◆ Challenge
Drop the pictures, then extract the listing word for word.

◆ Data segment
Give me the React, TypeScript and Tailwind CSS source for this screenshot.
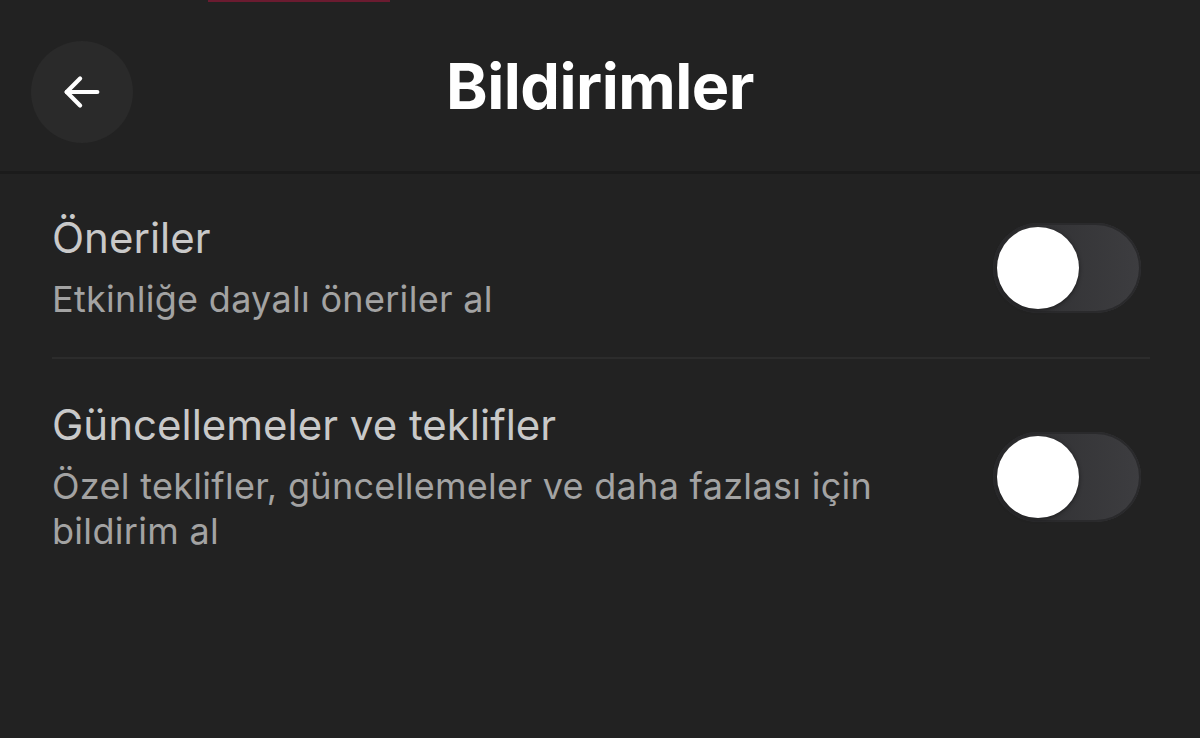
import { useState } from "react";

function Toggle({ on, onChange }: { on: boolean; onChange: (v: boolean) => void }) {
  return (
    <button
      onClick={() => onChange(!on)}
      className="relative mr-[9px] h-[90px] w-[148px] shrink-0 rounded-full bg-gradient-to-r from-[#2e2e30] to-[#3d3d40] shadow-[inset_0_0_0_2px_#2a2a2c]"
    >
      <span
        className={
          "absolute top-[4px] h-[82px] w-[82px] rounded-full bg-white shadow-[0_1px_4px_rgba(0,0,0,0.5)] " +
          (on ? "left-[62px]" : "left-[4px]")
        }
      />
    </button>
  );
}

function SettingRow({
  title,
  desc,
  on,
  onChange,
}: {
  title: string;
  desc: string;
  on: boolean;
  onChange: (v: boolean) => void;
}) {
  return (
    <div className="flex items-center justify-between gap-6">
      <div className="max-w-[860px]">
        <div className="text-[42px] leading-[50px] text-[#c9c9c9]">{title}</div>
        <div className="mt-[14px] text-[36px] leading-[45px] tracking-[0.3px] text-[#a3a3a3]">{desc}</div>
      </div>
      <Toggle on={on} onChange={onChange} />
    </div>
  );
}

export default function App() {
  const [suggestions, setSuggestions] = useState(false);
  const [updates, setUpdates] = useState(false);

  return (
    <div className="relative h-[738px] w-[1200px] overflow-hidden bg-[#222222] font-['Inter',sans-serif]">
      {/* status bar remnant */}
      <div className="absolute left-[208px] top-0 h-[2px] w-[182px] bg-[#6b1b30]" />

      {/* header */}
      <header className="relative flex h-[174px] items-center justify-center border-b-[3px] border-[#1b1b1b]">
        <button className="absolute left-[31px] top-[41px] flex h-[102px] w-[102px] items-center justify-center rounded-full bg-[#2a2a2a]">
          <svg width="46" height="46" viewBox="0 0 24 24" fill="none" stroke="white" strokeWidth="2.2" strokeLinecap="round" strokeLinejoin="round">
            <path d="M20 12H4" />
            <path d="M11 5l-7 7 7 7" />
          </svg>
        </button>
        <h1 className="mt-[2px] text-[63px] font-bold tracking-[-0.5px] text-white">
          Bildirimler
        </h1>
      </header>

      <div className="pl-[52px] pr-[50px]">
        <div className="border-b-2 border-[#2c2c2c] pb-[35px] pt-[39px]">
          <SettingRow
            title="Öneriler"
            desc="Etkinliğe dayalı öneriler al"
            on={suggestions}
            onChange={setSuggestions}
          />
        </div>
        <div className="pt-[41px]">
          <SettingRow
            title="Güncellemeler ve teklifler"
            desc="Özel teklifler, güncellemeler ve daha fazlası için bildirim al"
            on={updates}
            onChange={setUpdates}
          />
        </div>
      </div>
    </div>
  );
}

◆ Problem solution
Give me the React, TypeScript and Tailwind CSS source for this screenshot.
import { useState } from "react";

function Toggle({ on, onChange }: { on: boolean; onChange: (v: boolean) => void }) {
  return (
    <button
      onClick={() => onChange(!on)}
      className="relative mr-[9px] h-[90px] w-[148px] shrink-0 rounded-full bg-gradient-to-r from-[#2e2e30] to-[#3d3d40] shadow-[inset_0_0_0_2px_#2a2a2c]"
    >
      <span
        className={
          "absolute top-[4px] h-[82px] w-[82px] rounded-full bg-white shadow-[0_1px_4px_rgba(0,0,0,0.5)] " +
          (on ? "left-[62px]" : "left-[4px]")
        }
      />
    </button>
  );
}

function SettingRow({
  title,
  desc,
  on,
  onChange,
}: {
  title: string;
  desc: string;
  on: boolean;
  onChange: (v: boolean) => void;
}) {
  return (
    <div className="flex items-center justify-between gap-6">
      <div className="max-w-[860px]">
        <div className="text-[42px] leading-[50px] text-[#c9c9c9]">{title}</div>
        <div className="mt-[14px] text-[36px] leading-[45px] tracking-[0.3px] text-[#a3a3a3]">{desc}</div>
      </div>
      <Toggle on={on} onChange={onChange} />
    </div>
  );
}

export default function App() {
  const [suggestions, setSuggestions] = useState(false);
  const [updates, setUpdates] = useState(false);

  return (
    <div className="relative h-[738px] w-[1200px] overflow-hidden bg-[#222222] font-['Inter',sans-serif]">
      {/* status bar remnant */}
      <div className="absolute left-[208px] top-0 h-[2px] w-[182px] bg-[#6b1b30]" />

      {/* header */}
      <header className="relative flex h-[174px] items-center justify-center border-b-[3px] border-[#1b1b1b]">
        <button className="absolute left-[31px] top-[41px] flex h-[102px] w-[102px] items-center justify-center rounded-full bg-[#2a2a2a]">
          <svg width="46" height="46" viewBox="0 0 24 24" fill="none" stroke="white" strokeWidth="2.2" strokeLinecap="round" strokeLinejoin="round">
            <path d="M20 12H4" />
            <path d="M11 5l-7 7 7 7" />
          </svg>
        </button>
        <h1 className="mt-[2px] text-[63px] font-bold tracking-[-0.5px] text-white">
          Bildirimler
        </h1>
      </header>

      <div className="pl-[52px] pr-[50px]">
        <div className="border-b-2 border-[#2c2c2c] pb-[35px] pt-[39px]">
          <SettingRow
            title="Öneriler"
            desc="Etkinliğe dayalı öneriler al"
            on={suggestions}
            onChange={setSuggestions}
          />
        </div>
        <div className="pt-[41px]">
          <SettingRow
            title="Güncellemeler ve teklifler"
            desc="Özel teklifler, güncellemeler ve daha fazlası için bildirim al"
            on={updates}
            onChange={setUpdates}
          />
        </div>
      </div>
    </div>
  );
}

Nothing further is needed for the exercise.